### Supplied records
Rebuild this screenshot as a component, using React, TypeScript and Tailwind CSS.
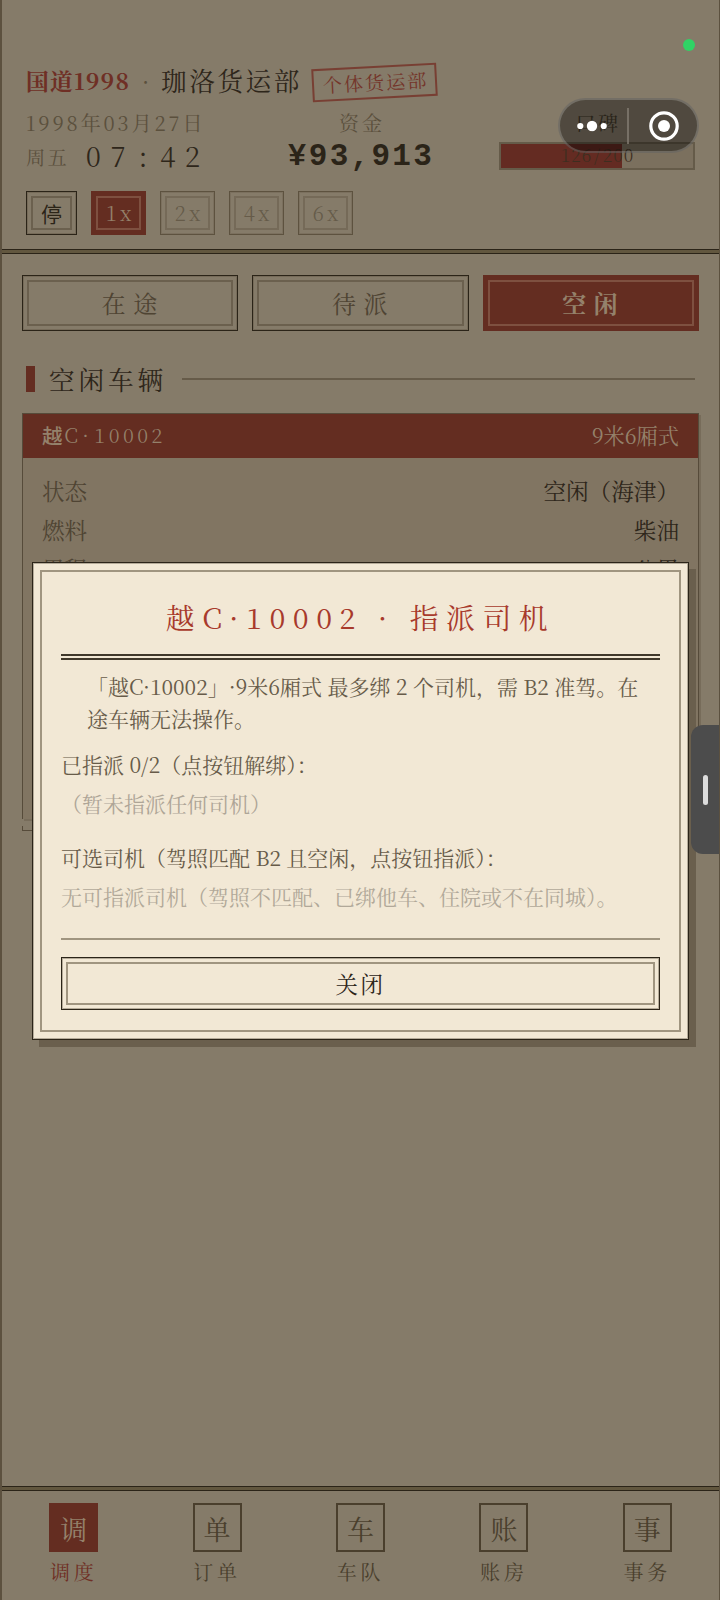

--

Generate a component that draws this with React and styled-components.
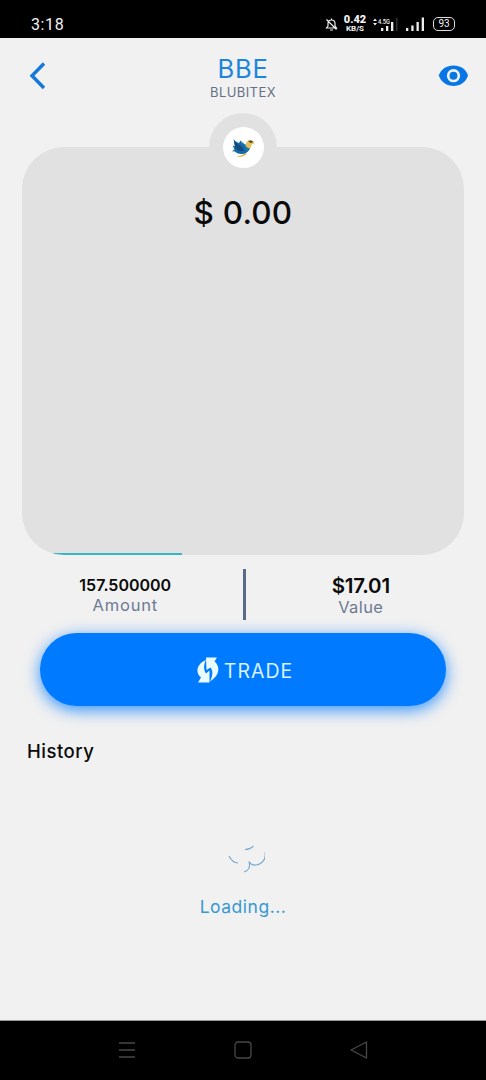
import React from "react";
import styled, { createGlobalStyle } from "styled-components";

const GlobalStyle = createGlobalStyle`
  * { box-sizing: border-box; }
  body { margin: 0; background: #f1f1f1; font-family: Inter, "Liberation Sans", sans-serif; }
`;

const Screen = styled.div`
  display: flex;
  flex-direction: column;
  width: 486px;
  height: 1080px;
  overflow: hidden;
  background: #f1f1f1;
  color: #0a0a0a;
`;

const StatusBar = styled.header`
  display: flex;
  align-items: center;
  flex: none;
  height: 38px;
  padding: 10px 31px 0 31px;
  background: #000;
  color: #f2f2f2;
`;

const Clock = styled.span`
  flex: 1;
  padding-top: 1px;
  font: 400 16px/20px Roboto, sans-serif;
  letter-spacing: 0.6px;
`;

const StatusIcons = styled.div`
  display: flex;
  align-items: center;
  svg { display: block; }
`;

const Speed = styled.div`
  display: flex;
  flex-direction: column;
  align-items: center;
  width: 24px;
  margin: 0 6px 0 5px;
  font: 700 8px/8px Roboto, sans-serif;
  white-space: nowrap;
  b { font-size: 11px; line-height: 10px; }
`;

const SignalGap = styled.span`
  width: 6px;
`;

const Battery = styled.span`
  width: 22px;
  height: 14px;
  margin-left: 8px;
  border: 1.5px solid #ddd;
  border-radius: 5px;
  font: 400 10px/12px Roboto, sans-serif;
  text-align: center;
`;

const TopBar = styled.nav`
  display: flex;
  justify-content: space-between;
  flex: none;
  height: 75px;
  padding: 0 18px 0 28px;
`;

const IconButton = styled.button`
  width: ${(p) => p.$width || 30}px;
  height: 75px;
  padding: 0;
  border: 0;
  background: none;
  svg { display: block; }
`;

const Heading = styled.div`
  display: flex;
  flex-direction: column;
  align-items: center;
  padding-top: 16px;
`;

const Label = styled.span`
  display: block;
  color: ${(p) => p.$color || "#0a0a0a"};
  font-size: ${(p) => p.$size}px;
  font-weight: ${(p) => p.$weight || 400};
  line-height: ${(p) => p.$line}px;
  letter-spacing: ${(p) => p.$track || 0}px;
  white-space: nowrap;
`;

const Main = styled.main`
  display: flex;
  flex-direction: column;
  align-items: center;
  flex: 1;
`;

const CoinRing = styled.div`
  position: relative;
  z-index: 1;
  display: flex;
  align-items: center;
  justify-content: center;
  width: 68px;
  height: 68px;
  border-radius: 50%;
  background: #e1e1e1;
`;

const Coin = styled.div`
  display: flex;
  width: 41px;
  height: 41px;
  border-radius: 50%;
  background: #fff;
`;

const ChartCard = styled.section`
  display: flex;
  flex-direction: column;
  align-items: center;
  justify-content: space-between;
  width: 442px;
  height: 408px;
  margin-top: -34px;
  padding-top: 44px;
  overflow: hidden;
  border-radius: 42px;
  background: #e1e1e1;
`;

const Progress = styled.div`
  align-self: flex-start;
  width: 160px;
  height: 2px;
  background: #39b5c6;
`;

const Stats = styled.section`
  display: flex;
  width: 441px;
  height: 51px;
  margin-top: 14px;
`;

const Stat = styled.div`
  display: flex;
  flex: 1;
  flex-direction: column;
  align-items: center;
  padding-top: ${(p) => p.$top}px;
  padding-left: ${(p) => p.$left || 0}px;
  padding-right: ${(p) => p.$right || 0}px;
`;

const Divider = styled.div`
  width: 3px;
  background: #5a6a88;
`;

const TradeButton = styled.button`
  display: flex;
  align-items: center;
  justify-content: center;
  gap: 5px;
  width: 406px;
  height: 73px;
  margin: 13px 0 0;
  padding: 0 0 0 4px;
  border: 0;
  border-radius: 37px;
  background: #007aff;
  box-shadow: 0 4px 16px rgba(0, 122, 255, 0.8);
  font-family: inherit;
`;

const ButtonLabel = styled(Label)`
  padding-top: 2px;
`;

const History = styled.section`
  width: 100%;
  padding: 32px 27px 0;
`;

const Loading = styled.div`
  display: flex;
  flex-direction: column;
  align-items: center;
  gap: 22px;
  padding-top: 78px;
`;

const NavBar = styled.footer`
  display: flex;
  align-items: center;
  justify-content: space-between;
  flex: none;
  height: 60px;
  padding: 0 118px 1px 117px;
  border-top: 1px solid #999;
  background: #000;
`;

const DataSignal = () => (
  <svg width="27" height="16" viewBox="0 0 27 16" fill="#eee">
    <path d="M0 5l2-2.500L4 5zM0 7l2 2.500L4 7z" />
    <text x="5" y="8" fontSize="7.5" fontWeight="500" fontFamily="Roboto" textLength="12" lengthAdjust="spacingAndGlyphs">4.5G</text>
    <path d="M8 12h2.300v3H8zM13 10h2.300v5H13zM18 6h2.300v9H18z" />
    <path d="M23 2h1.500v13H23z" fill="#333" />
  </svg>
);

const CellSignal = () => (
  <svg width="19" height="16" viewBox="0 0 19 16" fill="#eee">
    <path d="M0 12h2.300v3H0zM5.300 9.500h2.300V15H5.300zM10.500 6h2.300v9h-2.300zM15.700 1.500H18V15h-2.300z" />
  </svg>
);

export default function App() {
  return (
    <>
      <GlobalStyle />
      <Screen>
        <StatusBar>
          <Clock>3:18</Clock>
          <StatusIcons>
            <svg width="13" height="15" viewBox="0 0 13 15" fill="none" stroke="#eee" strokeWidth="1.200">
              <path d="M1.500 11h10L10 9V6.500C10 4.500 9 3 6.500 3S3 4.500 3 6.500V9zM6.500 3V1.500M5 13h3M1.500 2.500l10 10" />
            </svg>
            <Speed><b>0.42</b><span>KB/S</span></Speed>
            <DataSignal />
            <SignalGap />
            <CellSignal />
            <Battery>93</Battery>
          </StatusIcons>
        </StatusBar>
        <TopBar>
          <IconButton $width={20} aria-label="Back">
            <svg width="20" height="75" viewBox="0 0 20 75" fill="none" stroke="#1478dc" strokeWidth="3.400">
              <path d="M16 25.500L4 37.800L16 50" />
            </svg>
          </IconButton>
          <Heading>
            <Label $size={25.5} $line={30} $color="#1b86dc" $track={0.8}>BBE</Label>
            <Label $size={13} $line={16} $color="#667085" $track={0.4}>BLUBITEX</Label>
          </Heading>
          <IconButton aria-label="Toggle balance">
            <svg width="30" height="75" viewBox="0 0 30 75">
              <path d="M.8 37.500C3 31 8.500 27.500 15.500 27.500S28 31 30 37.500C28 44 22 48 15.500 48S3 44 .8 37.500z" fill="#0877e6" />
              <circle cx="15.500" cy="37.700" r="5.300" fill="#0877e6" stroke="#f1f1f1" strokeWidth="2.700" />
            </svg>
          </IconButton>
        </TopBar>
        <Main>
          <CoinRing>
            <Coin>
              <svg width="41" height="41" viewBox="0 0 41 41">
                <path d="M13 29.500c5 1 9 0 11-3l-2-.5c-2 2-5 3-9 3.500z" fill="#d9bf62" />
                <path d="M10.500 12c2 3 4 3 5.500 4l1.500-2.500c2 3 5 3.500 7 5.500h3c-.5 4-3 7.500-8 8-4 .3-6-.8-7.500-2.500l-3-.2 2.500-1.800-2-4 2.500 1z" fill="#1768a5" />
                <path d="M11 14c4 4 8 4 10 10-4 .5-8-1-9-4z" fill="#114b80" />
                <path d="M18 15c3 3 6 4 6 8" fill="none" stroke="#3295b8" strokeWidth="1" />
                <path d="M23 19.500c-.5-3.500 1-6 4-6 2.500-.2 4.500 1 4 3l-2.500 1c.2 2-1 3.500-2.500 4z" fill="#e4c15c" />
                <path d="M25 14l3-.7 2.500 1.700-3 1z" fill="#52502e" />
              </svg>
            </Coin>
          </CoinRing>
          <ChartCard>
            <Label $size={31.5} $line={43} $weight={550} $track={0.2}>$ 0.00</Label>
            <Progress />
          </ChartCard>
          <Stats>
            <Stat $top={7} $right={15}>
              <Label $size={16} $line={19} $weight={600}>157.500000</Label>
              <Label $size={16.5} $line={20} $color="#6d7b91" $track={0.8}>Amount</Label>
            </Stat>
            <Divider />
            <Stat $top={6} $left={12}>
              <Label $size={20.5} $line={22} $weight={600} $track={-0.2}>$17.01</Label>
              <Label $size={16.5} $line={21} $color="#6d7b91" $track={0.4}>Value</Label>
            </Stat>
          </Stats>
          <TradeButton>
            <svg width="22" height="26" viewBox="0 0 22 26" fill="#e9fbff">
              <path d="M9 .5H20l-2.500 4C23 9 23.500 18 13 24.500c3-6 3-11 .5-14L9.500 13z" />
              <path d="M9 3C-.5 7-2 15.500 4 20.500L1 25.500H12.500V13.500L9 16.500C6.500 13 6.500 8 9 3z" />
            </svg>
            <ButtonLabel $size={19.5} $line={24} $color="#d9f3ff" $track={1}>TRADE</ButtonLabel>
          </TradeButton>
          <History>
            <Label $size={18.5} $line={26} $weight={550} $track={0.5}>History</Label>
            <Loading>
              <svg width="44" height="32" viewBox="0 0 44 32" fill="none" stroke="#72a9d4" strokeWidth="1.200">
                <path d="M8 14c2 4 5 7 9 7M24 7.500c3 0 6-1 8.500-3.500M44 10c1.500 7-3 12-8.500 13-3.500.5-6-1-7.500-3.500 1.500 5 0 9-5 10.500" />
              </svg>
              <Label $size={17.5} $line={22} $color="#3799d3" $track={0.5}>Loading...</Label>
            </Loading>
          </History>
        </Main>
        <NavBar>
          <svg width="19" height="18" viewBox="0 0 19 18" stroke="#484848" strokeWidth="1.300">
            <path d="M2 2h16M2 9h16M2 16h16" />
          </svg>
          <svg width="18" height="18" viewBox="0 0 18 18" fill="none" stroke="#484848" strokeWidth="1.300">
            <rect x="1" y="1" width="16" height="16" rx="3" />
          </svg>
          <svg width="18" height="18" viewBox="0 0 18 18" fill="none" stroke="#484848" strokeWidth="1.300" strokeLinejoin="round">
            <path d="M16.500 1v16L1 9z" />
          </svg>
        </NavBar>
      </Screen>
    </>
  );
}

### What is required
For the listing above, give the number of lines in which the string "React" occurs, and nothing else.

### Correct output
3